TASK REQUIREMENTS: Extract every line that includes the string "components".

DATASET EXTRACT:
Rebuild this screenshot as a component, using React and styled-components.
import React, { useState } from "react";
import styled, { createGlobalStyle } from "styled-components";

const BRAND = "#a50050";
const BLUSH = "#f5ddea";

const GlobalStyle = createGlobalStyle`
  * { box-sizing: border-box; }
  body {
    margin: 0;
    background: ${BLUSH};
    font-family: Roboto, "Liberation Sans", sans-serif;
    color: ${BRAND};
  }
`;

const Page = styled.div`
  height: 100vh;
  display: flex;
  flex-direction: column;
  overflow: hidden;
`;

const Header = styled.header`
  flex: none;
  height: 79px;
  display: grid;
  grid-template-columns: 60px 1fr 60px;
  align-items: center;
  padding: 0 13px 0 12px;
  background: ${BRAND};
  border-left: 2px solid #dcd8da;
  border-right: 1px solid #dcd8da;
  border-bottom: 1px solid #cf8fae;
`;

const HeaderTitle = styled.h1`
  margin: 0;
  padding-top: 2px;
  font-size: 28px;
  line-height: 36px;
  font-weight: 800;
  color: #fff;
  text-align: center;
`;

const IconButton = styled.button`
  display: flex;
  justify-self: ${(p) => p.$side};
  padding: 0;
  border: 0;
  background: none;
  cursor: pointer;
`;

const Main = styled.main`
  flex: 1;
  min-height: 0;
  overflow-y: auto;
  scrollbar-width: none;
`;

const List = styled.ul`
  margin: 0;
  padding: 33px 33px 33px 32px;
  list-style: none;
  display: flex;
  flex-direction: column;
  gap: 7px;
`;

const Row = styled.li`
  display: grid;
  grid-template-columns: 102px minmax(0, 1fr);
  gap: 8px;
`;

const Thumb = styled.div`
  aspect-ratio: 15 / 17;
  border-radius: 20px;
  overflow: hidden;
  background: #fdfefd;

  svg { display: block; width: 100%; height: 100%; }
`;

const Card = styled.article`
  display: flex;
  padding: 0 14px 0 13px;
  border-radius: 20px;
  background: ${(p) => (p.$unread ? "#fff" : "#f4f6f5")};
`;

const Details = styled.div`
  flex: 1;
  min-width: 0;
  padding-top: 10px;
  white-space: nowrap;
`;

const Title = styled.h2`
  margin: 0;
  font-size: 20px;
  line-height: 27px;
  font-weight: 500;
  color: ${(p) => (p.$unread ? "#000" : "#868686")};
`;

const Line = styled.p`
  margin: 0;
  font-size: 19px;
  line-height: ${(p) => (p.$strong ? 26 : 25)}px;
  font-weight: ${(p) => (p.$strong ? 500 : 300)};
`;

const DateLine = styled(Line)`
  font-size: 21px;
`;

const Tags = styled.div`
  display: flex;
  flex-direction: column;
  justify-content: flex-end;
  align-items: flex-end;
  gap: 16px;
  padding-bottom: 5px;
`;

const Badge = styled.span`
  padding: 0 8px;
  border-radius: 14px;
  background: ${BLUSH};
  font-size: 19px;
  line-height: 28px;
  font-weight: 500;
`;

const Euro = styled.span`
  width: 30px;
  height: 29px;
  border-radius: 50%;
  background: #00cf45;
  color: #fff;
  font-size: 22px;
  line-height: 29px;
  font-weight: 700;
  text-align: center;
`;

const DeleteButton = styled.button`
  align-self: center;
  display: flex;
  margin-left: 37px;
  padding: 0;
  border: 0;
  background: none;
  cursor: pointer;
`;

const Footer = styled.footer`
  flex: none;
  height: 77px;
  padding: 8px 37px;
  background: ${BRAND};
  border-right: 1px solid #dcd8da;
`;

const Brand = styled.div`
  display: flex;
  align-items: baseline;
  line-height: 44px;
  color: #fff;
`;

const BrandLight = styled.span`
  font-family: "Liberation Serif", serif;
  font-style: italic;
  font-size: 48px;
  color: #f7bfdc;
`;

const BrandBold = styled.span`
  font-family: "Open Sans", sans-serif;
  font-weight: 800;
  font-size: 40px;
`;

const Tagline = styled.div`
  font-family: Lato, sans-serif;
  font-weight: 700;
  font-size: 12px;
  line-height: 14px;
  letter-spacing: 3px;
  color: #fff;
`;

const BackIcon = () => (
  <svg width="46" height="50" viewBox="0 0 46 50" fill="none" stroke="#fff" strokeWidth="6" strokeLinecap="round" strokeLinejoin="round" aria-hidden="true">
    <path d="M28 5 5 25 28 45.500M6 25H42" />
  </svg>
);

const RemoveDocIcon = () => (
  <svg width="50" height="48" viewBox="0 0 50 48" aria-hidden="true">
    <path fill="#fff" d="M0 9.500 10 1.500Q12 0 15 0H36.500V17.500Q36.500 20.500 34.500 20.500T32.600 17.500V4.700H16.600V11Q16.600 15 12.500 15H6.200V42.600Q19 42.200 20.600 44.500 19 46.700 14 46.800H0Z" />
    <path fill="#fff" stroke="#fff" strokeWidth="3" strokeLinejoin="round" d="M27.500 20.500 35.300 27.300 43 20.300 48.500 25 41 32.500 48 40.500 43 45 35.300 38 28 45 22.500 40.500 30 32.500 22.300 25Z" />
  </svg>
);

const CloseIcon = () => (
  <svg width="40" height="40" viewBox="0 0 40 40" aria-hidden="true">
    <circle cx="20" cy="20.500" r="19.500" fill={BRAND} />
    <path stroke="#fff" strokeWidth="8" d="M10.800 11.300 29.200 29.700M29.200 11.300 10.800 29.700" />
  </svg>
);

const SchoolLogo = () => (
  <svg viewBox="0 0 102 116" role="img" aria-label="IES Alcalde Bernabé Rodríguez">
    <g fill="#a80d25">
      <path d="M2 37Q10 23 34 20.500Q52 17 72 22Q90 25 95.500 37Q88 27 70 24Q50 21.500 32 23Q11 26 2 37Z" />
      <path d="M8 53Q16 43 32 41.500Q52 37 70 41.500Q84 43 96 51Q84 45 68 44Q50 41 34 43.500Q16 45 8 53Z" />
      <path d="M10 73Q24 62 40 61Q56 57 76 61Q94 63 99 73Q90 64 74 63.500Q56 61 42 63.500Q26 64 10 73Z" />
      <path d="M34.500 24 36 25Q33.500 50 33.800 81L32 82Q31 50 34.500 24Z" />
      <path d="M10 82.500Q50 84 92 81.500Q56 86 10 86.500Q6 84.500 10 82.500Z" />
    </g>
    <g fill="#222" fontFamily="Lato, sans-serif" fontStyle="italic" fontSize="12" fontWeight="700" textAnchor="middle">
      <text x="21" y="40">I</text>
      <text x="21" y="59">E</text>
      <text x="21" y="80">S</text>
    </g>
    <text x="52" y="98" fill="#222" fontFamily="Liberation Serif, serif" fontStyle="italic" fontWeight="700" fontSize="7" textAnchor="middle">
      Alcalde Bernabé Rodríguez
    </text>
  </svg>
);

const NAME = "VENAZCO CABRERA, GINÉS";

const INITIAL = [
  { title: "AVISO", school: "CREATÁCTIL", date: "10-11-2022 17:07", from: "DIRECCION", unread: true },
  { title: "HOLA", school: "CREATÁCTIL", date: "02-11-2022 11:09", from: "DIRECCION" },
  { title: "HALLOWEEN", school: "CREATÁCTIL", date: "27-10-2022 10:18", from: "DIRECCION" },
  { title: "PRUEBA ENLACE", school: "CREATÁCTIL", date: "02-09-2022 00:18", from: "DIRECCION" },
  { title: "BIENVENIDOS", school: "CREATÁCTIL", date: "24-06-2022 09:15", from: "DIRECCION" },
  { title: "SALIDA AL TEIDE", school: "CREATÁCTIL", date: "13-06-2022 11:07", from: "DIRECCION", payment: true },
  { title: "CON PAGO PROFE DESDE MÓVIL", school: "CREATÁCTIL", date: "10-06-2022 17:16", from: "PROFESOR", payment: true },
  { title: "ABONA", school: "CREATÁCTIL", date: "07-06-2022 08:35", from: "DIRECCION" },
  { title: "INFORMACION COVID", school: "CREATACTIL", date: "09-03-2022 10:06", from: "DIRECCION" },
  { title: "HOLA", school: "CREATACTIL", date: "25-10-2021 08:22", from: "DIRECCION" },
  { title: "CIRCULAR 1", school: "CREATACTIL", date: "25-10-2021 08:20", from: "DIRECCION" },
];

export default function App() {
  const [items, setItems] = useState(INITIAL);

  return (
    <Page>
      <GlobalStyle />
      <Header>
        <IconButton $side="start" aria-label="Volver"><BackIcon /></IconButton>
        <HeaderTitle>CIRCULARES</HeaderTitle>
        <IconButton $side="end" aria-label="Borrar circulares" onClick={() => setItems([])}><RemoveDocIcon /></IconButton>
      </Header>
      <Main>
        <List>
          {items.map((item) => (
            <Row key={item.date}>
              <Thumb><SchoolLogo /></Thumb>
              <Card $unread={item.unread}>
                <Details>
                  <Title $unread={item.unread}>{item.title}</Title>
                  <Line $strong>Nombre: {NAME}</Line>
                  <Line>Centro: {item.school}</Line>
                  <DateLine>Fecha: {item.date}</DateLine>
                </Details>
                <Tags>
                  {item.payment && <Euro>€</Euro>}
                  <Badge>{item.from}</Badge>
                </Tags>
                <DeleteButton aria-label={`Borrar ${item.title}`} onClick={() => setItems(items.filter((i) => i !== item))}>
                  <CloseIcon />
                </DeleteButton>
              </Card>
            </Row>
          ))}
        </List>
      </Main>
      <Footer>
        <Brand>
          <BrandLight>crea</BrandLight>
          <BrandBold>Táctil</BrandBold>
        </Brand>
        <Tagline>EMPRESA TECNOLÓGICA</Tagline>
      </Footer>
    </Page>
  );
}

RESULT FOR THIS TASK:
Rebuild this screenshot as a component, using React and styled-components.
import styled, { createGlobalStyle } from "styled-components";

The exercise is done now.